Day 15 puzzle input is an IntCode program (mine is here) which controls a droid that should perform some repairs on an oxygen tank. Part 1 involves using the program to explore the surroundings (it's basically a maze), find a destination (an oxygen tank) then find the shortest path to that location. Part 2 involves exploring the maze, then simulating the spread of oxygen through the maze and finding how many time-steps it would take to fill every spot of the maze.


2019-12-14 - Space Stoichiometry

Day 14 puzzle input is a set of sequences (mine is here) like "10 ORE => 10A", which would mean "You can produce 10 of resource 'A' using 10 of the'ORE' resource". Part 1 involves using these reactions to determine the minimum amount of ORE required to produce 1 "FUEL". Part 2 involves going the other way - finding how much FUEL you can produce with 1 trillion ORE.


2019-12-13 - Care Package

Day 13 puzzle input is an IntCode program (mine is here) which represents a game similar to arkanoid/breakout, and outputs a sequence of commands which can be interpreted to draw a game state. Part 1 involves initializing the game and counting the number of "block" tiles that are on screen. Part 2 involves actually playing the game until you break all the blocks and finding your score.
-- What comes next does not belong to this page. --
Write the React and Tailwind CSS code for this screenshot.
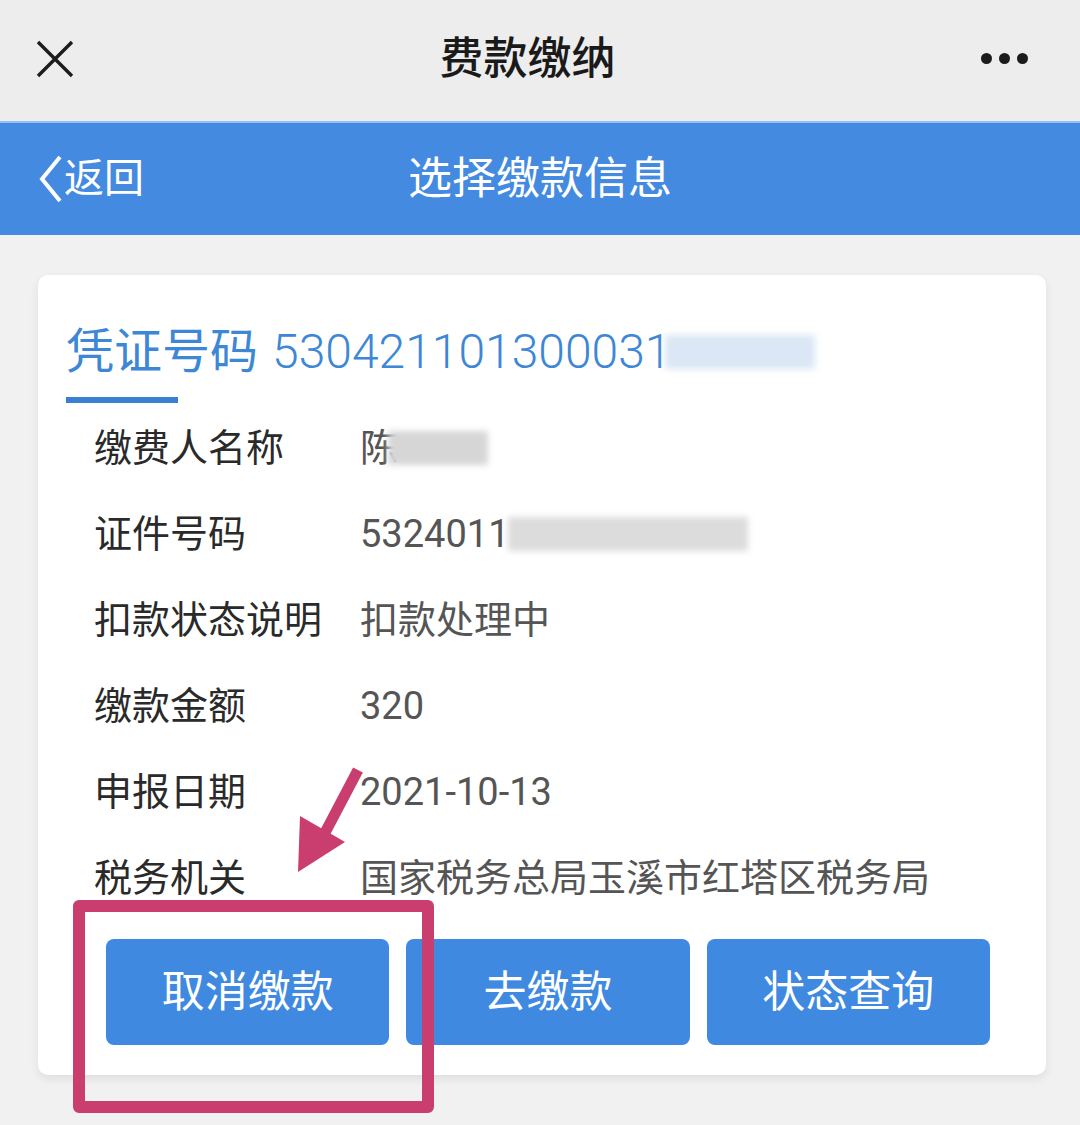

2019-12-12 - The N-Body Problem

Day 12 puzzle input is the position and velocity of a number of moons (mine is here but I didn't want to write any parsing code and it's only 4 lines so I have inlined it in my solution below). Part 1 involves calculating the movement of these moons over 1000 "steps" and applying a calculation to return the "energy" in the system. Part 2 involves attempting to find how many steps it would take for all of the moons to return to their original positions.


2019-12-11 - Space Police

Day 11 puzzle input is an IntCode program which is supposed to control a little robot that paints the surface of a ship (mine is here). Part 1 involves running the program and keeping track of the number of panels it paints. Part 2 involves running the program over a panel coloured white, keeping track of what the robot paints - which should spell out a registration number.

Note: this is one of the ones I disliked because a few instructions were rather vague and weirdly worded, like this:

The panel under the robot (not visible here because a ^ is shown instead) is also black, and so any input instructions at this point should be provided 0.

This "provided N" appears a few times in the text.


2019-12-10 - Monitoring Station

Day 10 puzzle input is a matrix of "#" (a position containing an asteroid) and "." (a position with no asteroids) which represent a map (mine is here). Part 1 involves identifying a location which has direct line of sight to the most asteroid positions. Part 2 involves finding the co-ordinate of the 200th asteroid that would be destroyed by a spinning laser mounted at the station.


2019-12-09 - Sensor Boost

Day 9 puzzle input is IntCode program called "BOOST" which is a test that the IntCode CPU is operating correctly (mine is here). Part 1 involves running the program with a given input until it succeeds and outputs a code. Part 2 involves running this program with a different input - it'll output another code.


2019-12-08 - Space Image Format

Day 8 puzzle input is a stream of digits that supposedly represent an image in layers (mine is here). Part 1 involves finding the layer with the fewers "0" digits and multiplying the number of "1" occurrences by the number of "2" occurrences. Part 2 involves interpreting and decoding the image.


2019-12-07 - Amplification Circuit

Day 7 puzzle input is an IntCode program that that produces an output based on its input values (mine is here). Part 1 involves figuring out which inputs produce the largest output value. Part 2 is similar, except you configure the IntCode cpu slightly differently and run it many times - to find the largest output. AoC describes it better than I can :-)


2019-12-06 - Universal Orbit Map

Day 6 puzzle input is a number of string pairs, which represent objects which orbit each other (mine is here). Part 1 involves figuring out how many objects are directly or indirectly orbiting each other in total. Part 2 involves treating this as a graph and finding the shortest path from/to a given object.


2019-12-05 - Sunny with a Chance of Asteroids

Day 5 puzzle input is a list of integers which are instructions for a program which will run on the processor we started writing a few days before (mine is here). Part 1 involves adding a bit more functionality to the interpreter we wrote and finding what the output is if we send 1 as the input to the program. Part 2 involves adding still more functionality and finding what is output if we send 5 as input.


2019-12-04 - Secure Container

Day 4 puzzle input is a pair of integers which represent a range of integers (mine is 256310-732736). Part 1 involves filtering integers in these range according to a handful of specified rules and counting how many integers satisfy these conditions. Part 2 is the same but with one additional rule.


2019-12-03 - Crossed Wires

Day 3 puzzle input is two sequences of direction/length pairs which represent the winding paths of two wires (mine is here). Part 1 involves finding the "manhattan distance" between the start point and the point where they intersect which is closest to the start. Part 2 involves finding the shortest path to this point from the center.


2019-12-02 - 1202 Program Alarm

Day 2 puzzle input is a list of integers which represent opcodes which comprise a small program (mine is here). Part 1 involves writing an interpreter for these opcodes and finding the result. Part 2 involves finding values you can swap into the second and third positions of the code result in the largest output value.


2019-12-01 - The Tyranny of the Rocket Equation

Day 1 puzzle input is a list of integers which represent weight of some modules on a spacecraft (mine is here). Part 1 involves applying a calculation to the weight to determine how much fuel is required, and summing up all fuel requirements Part 2 is an adjusted version of this calculation to take on board the fact that fuel adds weight that needs to be carried.